::: PROVIDED DATA

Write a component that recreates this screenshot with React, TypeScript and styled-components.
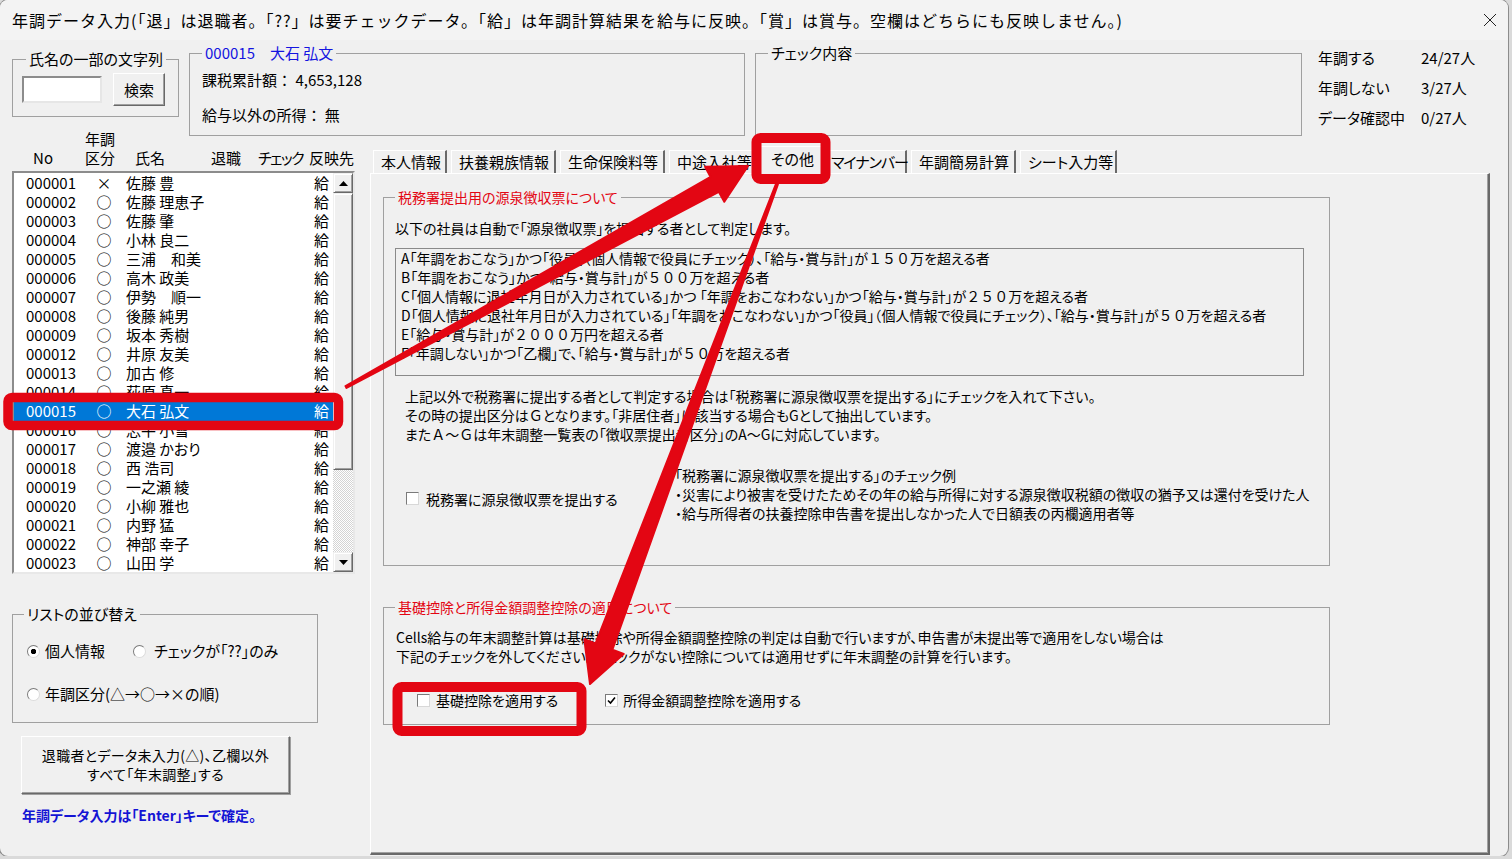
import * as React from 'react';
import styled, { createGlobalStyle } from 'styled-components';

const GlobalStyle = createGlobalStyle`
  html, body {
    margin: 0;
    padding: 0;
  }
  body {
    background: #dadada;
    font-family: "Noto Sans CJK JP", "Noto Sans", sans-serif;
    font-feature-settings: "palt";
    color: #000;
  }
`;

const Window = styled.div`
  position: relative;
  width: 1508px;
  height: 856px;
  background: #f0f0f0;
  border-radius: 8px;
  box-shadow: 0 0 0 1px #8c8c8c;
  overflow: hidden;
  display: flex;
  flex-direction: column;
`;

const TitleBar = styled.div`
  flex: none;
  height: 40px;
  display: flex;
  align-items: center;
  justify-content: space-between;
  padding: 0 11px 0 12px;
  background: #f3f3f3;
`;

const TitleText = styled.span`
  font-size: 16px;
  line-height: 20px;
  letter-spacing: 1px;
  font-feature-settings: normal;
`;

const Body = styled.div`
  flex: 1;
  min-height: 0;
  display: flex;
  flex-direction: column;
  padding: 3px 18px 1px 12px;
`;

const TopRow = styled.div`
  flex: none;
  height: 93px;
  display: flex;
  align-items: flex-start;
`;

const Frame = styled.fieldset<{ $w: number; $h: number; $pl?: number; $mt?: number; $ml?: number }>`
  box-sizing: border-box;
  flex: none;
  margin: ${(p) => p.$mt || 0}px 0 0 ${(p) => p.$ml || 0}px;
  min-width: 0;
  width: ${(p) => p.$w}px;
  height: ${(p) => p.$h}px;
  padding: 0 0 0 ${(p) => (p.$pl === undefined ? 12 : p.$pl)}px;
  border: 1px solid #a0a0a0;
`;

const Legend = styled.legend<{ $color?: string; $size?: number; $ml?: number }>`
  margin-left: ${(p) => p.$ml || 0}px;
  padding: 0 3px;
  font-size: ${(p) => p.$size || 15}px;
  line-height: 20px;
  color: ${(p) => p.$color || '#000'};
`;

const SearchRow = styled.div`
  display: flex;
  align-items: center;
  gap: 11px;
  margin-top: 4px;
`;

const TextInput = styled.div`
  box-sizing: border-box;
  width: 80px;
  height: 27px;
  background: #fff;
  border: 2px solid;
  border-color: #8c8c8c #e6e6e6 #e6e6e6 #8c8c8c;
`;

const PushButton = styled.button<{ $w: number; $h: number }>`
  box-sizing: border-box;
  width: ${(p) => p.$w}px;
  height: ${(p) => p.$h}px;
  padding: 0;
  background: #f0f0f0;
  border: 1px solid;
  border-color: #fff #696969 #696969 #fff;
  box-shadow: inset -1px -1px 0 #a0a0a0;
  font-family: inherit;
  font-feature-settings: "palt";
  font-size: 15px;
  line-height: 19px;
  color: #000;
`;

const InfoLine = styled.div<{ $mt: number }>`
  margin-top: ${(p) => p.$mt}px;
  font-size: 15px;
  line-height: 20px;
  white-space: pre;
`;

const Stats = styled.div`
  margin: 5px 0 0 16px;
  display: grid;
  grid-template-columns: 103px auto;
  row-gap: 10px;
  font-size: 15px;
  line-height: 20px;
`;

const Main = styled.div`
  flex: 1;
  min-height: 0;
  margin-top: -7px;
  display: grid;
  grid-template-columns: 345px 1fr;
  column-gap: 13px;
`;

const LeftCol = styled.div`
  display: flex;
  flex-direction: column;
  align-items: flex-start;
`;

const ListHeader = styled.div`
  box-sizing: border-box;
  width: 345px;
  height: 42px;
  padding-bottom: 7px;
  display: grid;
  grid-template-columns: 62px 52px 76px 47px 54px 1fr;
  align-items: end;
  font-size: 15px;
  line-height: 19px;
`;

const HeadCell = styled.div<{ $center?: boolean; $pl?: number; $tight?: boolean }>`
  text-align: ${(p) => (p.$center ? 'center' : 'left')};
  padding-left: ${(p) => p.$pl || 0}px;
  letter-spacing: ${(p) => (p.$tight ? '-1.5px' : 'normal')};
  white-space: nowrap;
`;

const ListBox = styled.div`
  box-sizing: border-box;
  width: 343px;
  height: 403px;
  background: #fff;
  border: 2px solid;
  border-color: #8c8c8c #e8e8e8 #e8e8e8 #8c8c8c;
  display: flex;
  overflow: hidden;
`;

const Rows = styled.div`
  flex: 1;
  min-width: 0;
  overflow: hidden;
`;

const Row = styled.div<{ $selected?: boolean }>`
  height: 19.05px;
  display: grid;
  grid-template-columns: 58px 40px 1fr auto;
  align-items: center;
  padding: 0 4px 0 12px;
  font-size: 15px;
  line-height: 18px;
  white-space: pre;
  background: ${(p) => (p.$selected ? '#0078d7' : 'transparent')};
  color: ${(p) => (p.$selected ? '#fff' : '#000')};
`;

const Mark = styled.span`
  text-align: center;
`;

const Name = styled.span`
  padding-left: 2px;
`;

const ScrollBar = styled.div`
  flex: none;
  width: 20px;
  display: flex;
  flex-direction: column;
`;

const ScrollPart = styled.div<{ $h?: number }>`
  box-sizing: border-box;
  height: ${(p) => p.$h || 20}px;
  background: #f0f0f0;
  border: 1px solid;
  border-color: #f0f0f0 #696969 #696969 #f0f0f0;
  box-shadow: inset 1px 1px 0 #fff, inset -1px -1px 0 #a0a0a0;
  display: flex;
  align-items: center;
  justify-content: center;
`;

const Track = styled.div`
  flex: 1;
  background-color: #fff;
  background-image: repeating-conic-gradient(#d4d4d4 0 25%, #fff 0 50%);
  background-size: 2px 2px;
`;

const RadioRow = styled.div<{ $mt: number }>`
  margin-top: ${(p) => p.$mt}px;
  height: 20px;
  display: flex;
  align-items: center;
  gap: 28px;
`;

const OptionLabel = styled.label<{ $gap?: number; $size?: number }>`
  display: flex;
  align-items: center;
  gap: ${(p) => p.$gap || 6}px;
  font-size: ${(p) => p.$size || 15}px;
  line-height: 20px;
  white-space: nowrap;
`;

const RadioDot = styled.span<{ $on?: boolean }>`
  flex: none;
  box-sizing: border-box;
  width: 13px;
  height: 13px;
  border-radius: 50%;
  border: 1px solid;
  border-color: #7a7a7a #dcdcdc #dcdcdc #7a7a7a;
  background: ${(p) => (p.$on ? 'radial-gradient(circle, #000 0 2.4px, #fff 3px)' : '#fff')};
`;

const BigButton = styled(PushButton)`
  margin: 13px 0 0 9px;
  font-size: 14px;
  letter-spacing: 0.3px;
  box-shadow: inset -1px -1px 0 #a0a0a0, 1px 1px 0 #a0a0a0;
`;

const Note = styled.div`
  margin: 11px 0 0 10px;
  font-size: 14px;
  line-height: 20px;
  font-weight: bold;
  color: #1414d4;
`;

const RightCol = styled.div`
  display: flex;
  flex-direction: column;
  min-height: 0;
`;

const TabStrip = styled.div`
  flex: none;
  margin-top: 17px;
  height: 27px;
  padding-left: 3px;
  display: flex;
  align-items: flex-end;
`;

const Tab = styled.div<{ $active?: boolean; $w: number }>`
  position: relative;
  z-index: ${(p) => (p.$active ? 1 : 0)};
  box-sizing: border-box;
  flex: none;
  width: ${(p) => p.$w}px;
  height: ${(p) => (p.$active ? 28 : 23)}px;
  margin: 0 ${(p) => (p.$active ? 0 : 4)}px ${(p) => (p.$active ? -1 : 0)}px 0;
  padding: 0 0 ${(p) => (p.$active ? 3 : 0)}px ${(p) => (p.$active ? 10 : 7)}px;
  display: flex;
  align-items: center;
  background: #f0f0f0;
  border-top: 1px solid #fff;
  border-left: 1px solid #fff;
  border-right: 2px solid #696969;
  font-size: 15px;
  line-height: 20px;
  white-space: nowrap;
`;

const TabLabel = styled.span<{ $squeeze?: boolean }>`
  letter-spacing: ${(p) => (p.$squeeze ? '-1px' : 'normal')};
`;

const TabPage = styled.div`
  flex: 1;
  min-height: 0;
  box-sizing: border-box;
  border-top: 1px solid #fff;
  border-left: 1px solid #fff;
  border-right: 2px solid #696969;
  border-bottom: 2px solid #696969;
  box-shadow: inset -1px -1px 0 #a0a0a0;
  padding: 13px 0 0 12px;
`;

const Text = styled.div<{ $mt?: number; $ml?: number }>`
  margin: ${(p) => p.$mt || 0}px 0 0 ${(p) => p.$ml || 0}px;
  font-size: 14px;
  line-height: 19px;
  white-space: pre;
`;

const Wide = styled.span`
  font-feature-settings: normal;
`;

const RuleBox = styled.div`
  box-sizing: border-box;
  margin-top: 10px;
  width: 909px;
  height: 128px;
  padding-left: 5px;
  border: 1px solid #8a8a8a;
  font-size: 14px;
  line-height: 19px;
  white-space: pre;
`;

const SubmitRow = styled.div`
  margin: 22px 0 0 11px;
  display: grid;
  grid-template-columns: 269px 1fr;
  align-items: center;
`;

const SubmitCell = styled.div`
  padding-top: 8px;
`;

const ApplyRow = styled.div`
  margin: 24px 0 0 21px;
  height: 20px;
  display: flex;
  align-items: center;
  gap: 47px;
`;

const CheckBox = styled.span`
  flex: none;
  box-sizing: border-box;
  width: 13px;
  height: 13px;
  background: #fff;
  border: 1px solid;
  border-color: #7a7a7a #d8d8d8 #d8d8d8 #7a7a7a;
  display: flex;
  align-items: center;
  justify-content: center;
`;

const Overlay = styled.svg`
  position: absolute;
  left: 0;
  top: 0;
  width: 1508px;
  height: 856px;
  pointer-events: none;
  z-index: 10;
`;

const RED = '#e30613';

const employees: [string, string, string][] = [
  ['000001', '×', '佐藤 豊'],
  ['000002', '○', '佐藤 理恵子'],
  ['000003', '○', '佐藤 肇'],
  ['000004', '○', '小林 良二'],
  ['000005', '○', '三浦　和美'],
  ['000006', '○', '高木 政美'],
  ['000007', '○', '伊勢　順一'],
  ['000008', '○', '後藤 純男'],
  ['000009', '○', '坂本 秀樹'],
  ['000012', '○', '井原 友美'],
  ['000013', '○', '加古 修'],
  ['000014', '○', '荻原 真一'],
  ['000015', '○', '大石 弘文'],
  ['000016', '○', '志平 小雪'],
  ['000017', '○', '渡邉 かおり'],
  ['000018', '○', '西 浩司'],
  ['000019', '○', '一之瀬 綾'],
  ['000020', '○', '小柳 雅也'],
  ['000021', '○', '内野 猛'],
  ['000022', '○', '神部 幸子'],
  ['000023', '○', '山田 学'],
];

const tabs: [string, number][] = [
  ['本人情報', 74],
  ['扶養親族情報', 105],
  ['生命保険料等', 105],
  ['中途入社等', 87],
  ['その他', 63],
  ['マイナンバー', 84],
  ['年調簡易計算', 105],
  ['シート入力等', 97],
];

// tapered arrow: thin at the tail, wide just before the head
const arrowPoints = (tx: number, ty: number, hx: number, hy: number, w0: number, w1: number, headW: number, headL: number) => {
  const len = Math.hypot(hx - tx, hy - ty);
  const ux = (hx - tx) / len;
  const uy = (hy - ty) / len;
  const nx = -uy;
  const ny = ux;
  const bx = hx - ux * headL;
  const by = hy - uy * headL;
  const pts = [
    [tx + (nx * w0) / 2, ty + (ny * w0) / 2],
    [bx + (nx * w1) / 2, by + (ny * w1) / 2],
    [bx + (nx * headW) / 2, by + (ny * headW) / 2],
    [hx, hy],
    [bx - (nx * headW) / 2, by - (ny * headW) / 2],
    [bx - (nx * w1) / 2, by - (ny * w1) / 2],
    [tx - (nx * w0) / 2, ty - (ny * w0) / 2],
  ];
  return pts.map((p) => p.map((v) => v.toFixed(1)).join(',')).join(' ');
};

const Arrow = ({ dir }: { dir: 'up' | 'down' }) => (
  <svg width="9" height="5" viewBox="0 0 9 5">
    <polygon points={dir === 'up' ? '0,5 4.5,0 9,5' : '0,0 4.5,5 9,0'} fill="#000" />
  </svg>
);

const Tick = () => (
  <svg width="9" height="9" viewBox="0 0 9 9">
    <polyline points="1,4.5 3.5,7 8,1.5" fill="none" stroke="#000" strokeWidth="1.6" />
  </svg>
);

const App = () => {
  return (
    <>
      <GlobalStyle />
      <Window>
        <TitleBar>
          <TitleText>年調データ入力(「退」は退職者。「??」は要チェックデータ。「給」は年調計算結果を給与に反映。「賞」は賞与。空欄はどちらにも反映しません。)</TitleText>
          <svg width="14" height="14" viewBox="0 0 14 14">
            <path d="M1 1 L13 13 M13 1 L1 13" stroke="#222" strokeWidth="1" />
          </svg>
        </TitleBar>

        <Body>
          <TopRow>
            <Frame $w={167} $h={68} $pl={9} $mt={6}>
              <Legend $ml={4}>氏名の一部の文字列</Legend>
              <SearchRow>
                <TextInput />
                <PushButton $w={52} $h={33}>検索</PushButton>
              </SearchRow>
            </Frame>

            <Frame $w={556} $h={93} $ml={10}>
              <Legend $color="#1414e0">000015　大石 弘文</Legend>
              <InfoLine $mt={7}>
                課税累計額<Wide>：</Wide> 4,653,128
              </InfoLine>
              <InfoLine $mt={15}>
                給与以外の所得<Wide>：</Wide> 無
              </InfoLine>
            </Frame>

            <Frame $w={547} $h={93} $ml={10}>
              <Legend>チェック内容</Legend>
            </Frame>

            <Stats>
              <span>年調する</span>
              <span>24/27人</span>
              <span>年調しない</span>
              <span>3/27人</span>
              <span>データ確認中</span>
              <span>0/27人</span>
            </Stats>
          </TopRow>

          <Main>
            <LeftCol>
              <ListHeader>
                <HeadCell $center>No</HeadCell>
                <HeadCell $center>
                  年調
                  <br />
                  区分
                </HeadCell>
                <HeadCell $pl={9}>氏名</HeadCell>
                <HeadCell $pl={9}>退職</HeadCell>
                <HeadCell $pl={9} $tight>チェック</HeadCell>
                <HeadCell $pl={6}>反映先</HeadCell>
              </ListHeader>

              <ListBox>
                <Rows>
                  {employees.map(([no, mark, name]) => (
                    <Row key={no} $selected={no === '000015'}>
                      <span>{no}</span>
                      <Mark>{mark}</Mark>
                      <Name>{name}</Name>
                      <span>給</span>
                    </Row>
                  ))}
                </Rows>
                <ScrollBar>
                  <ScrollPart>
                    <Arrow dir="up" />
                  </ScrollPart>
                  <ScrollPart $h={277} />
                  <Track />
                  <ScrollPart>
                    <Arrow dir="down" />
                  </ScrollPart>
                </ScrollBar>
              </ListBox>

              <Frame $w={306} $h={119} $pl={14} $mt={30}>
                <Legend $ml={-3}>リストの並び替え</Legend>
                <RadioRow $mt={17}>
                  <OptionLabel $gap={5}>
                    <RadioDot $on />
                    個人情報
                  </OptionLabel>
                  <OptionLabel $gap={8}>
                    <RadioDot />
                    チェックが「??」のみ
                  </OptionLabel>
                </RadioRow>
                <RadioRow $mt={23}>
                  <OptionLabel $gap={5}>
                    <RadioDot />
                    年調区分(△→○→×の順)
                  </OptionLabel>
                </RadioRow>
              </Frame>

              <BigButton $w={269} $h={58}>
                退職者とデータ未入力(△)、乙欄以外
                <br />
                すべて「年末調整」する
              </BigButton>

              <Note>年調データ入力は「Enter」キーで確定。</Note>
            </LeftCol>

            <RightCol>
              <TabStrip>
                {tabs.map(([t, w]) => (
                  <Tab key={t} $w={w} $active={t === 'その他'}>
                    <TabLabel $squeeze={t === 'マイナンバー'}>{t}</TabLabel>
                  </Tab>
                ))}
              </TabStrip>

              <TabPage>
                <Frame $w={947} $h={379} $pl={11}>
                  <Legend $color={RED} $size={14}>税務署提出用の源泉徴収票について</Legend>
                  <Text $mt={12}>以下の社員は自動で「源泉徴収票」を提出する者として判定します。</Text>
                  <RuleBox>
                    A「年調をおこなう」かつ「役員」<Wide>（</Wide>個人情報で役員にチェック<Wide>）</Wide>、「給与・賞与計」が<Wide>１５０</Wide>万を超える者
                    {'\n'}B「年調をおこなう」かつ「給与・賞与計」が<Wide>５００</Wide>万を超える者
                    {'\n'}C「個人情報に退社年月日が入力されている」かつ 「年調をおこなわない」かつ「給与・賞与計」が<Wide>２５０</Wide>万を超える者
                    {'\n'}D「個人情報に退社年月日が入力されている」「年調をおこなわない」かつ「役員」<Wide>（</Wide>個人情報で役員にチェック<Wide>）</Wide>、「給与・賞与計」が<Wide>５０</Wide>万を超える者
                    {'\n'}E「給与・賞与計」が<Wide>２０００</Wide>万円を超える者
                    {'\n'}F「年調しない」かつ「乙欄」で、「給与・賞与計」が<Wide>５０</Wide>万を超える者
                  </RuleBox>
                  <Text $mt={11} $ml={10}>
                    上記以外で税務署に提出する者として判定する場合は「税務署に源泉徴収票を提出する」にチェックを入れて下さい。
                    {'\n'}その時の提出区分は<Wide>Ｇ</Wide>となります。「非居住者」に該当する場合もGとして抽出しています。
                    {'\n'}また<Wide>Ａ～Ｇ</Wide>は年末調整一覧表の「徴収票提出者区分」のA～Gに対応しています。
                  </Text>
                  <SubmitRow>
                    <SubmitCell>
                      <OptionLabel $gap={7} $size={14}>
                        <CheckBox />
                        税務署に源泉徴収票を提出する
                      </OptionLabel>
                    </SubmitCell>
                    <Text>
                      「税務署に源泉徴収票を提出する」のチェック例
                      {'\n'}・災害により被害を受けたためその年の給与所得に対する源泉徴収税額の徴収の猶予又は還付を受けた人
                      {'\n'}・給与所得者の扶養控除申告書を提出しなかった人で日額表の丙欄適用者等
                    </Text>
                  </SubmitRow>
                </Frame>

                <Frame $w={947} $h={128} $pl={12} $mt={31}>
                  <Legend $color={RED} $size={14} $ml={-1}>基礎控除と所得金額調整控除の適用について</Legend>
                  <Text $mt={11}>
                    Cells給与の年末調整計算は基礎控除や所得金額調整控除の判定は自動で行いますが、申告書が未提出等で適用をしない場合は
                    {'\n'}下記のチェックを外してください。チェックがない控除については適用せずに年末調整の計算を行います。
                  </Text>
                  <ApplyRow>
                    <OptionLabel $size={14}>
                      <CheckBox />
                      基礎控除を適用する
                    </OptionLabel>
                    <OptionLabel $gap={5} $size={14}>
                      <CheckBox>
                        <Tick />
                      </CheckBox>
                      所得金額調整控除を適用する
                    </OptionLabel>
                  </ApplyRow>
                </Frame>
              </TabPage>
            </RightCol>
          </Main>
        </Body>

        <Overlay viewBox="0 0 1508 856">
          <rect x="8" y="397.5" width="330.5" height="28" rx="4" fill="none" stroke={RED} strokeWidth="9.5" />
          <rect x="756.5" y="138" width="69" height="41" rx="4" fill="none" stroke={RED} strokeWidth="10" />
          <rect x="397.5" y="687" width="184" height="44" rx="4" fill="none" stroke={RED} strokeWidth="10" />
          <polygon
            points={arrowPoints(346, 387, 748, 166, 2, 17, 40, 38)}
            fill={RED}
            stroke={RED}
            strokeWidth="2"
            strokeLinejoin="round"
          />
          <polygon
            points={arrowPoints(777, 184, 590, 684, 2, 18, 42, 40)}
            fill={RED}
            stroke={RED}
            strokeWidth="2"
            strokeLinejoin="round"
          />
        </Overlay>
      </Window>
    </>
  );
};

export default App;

::::::

• **SET PROBLEM**
Give only the number of lines in the preceding material that contain the string "components".

• **ANSWER BELOW**
2